Find the lines of data that contain the string "React", then list them.

>>

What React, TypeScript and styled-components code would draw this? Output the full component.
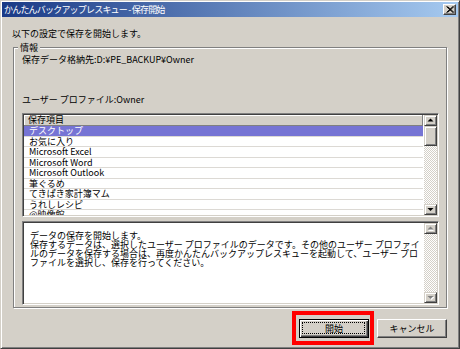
import React from 'react';
import styled, { createGlobalStyle } from 'styled-components';

const Global = createGlobalStyle`
  html, body { margin: 0; padding: 0; background: #d4d0c8; }
  body {
    font-family: "Noto Sans CJK JP", "Liberation Sans", sans-serif;
    font-size: 9px;
    color: #000;
  }
`;

const Window = styled.div`
  box-sizing: border-box;
  width: 460px;
  height: 349px;
  background: #d4d0c8;
  border-style: solid;
  border-width: 1px;
  border-color: #d4d0c8 #404040 #404040 #d4d0c8;
  box-shadow: inset 1px 1px 0 #fff, inset -1px -1px 0 #808080;
  padding: 1px;
  display: flex;
  flex-direction: column;
  overflow: hidden;
`;

const TitleBar = styled.div`
  height: 15px;
  flex: none;
  background: linear-gradient(90deg, #1a3a86, #a6caf0);
  color: #fff;
  display: flex;
  align-items: center;
  justify-content: space-between;
  padding: 0 2px 0 2px;
`;

const TitleText = styled.span`
  font-size: 9px;
  line-height: 15px;
  letter-spacing: -0.8px;
  white-space: nowrap;
`;

const CloseBtn = styled.div`
  box-sizing: border-box;
  width: 13px;
  height: 11px;
  background: #d4d0c8;
  border: 1px solid;
  border-color: #fff #404040 #404040 #fff;
  box-shadow: inset -1px -1px 0 #808080;
  display: flex;
  align-items: center;
  justify-content: center;
`;

const Body = styled.div`
  flex: 1;
  display: flex;
  flex-direction: column;
  padding: 0 11px;
`;

const Intro = styled.div`
  margin: 11px 0 0 -1px;
  line-height: 11px;
  white-space: nowrap;
`;

const Group = styled.fieldset`
  margin: 3px 0 0;
  padding: 1px 7px 2px 8px;
  min-width: 0;
  border: 1px solid #808080;
  box-shadow: inset 1px 1px 0 #fff, 1px 1px 0 #fff;
  display: flex;
  flex-direction: column;
`;

const Legend = styled.legend`
  padding: 0 2px;
  margin-left: -4px;
  line-height: 11px;
  background: #d4d0c8;
`;

const InfoLine = styled.div<{ $gap?: number }>`
  line-height: 11px;
  white-space: nowrap;
  margin-top: ${(p) => p.$gap ?? 0}px;
`;

const Sunken = styled.div<{ $h: number; $gap: number }>`
  box-sizing: border-box;
  height: ${(p) => p.$h}px;
  margin-top: ${(p) => p.$gap}px;
  display: flex;
  border: 1px solid;
  border-color: #808080 #fff #fff #808080;
  box-shadow: inset 1px 1px 0 #404040, inset -1px -1px 0 #d4d0c8;
  padding: 1px;
  background: #fff;
`;

const ListBody = styled.div`
  flex: 1;
  min-width: 0;
  overflow: hidden;
  display: flex;
  flex-direction: column;
  margin-right: 1px;
`;

const ListHeader = styled.div`
  box-sizing: border-box;
  height: 11px;
  flex: none;
  background: #d4d0c8;
  border-right: 1px solid #808080;
  border-bottom: 1px solid #808080;
  box-shadow: inset 1px 1px 0 #fff;
  padding-left: 4px;
  line-height: 10px;
  white-space: nowrap;
`;

const Row = styled.div<{ $selected?: boolean }>`
  box-sizing: border-box;
  height: 10.5px;
  flex: none;
  border-bottom: 1px solid #dcd9d4;
  padding-left: 5px;
  line-height: 9.5px;
  white-space: nowrap;
  background: ${(p) => (p.$selected ? '#7674d4' : '#fff')};
  color: ${(p) => (p.$selected ? '#fff' : '#000')};
`;

const ScrollBar = styled.div`
  width: 13px;
  flex: none;
  display: flex;
  flex-direction: column;
  background: repeating-conic-gradient(#d4d0c8 0 25%, #fff 0 50%) 0 0 / 2px 2px;
`;

const SbButton = styled.div<{ $h?: number }>`
  box-sizing: border-box;
  width: 13px;
  height: ${(p) => p.$h ?? 11}px;
  flex: none;
  background: #d4d0c8;
  border: 1px solid;
  border-color: #d4d0c8 #404040 #404040 #d4d0c8;
  box-shadow: inset 1px 1px 0 #fff, inset -1px -1px 0 #808080;
  display: flex;
  align-items: center;
  justify-content: center;
`;

const Track = styled.div`
  flex: 1;
`;

const TextArea = styled.div`
  flex: 1;
  min-width: 0;
  overflow: hidden;
  padding: 8px 0 0 6px;
  margin-right: 1px;
`;

const TextLine = styled.div`
  line-height: 9px;
  white-space: nowrap;
`;

const ButtonRow = styled.div`
  display: flex;
  justify-content: flex-end;
  gap: 8px;
  margin-top: 11px;
`;

const Button = styled.div<{ $default?: boolean; $marked?: boolean }>`
  position: relative;
  box-sizing: border-box;
  width: 70px;
  height: 19px;
  background: #d4d0c8;
  display: flex;
  align-items: center;
  justify-content: center;
  line-height: 9px;
  border: 1px solid;
  border-color: ${(p) => (p.$default ? '#000' : '#fff #404040 #404040 #fff')};
  box-shadow: ${(p) =>
    p.$default
      ? 'inset 1px 1px 0 #fff, inset -1px -1px 0 #404040, inset -2px -2px 0 #808080'
      : 'inset -1px -1px 0 #808080'};

  &::before {
    content: '';
    display: ${(p) => (p.$default ? 'block' : 'none')};
    position: absolute;
    inset: 2px 3px 3px 2px;
    border: 1px dotted #000;
  }

  &::after {
    content: '';
    display: ${(p) => (p.$marked ? 'block' : 'none')};
    position: absolute;
    top: -9px;
    left: -8px;
    right: -6px;
    bottom: -8px;
    border: 4px solid #ff0000;
  }
`;

const UpArrow = ({ disabled }: { disabled?: boolean }) => (
  <svg width="7" height="5" viewBox="0 0 7 5">
    {disabled && <polygon points="4,2 7,5 1,5" fill="#fff" />}
    <polygon points="3.5,0.5 6.5,3.5 0.5,3.5" fill={disabled ? '#808080' : '#000'} />
  </svg>
);

const DownArrow = ({ disabled }: { disabled?: boolean }) => (
  <svg width="7" height="5" viewBox="0 0 7 5">
    {disabled && <polygon points="1.5,2 7.5,2 4.5,5" fill="#fff" />}
    <polygon points="0.5,1 6.5,1 3.5,4" fill={disabled ? '#808080' : '#000'} />
  </svg>
);

const CloseIcon = () => (
  <svg width="8" height="7" viewBox="0 0 8 7">
    <path d="M0.5 0.5 L7 6.5 M1.5 0.5 L8 6.5 M7 0.5 L0.5 6.5 M8 0.5 L1.5 6.5" stroke="#000" strokeWidth="1" />
  </svg>
);

const items = [
  'デスクトップ',
  'お気に入り',
  'Microsoft Excel',
  'Microsoft Word',
  'Microsoft Outlook',
  '筆ぐるめ',
  'てきぱき家計簿マム',
  'うれしレシピ',
  '@映像館',
];

const message = [
  'データの保存を開始します。',
  '保存するデータは、選択したユーザー プロファイルのデータです。その他のユーザー プロファイ',
  'ルのデータを保存する場合は、再度かんたんバックアップレスキューを起動して、ユーザー プロ',
  'ファイルを選択し、保存を行ってください。',
];

export default function App() {
  return (
    <>
      <Global />
      <Window>
        <TitleBar>
          <TitleText>かんたんバックアップレスキュー - 保存開始</TitleText>
          <CloseBtn>
            <CloseIcon />
          </CloseBtn>
        </TitleBar>
        <Body>
          <Intro>以下の設定で保存を開始します。</Intro>
          <Group>
            <Legend>情報</Legend>
            <InfoLine>保存データ格納先:D:¥PE_BACKUP¥Owner</InfoLine>
            <InfoLine $gap={29}>ユーザー プロファイル:Owner</InfoLine>
            <Sunken $h={104} $gap={8}>
              <ListBody>
                <ListHeader>保存項目</ListHeader>
                {items.map((it, i) => (
                  <Row key={it} $selected={i === 0}>
                    {it}
                  </Row>
                ))}
              </ListBody>
              <ScrollBar>
                <SbButton>
                  <UpArrow />
                </SbButton>
                <SbButton $h={20} />
                <Track />
                <SbButton>
                  <DownArrow />
                </SbButton>
              </ScrollBar>
            </Sunken>
            <Sunken $h={84} $gap={4}>
              <TextArea>
                {message.map((m) => (
                  <TextLine key={m}>{m}</TextLine>
                ))}
              </TextArea>
              <ScrollBar>
                <SbButton>
                  <UpArrow disabled />
                </SbButton>
                <Track />
                <SbButton>
                  <DownArrow disabled />
                </SbButton>
              </ScrollBar>
            </Sunken>
          </Group>
          <ButtonRow>
            <Button $default $marked>
              開始
            </Button>
            <Button>キャンセル</Button>
          </ButtonRow>
        </Body>
      </Window>
    </>
  );
}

<<

* [FINAL RESULT]:
What React, TypeScript and styled-components code would draw this? Output the full component.
import React from 'react';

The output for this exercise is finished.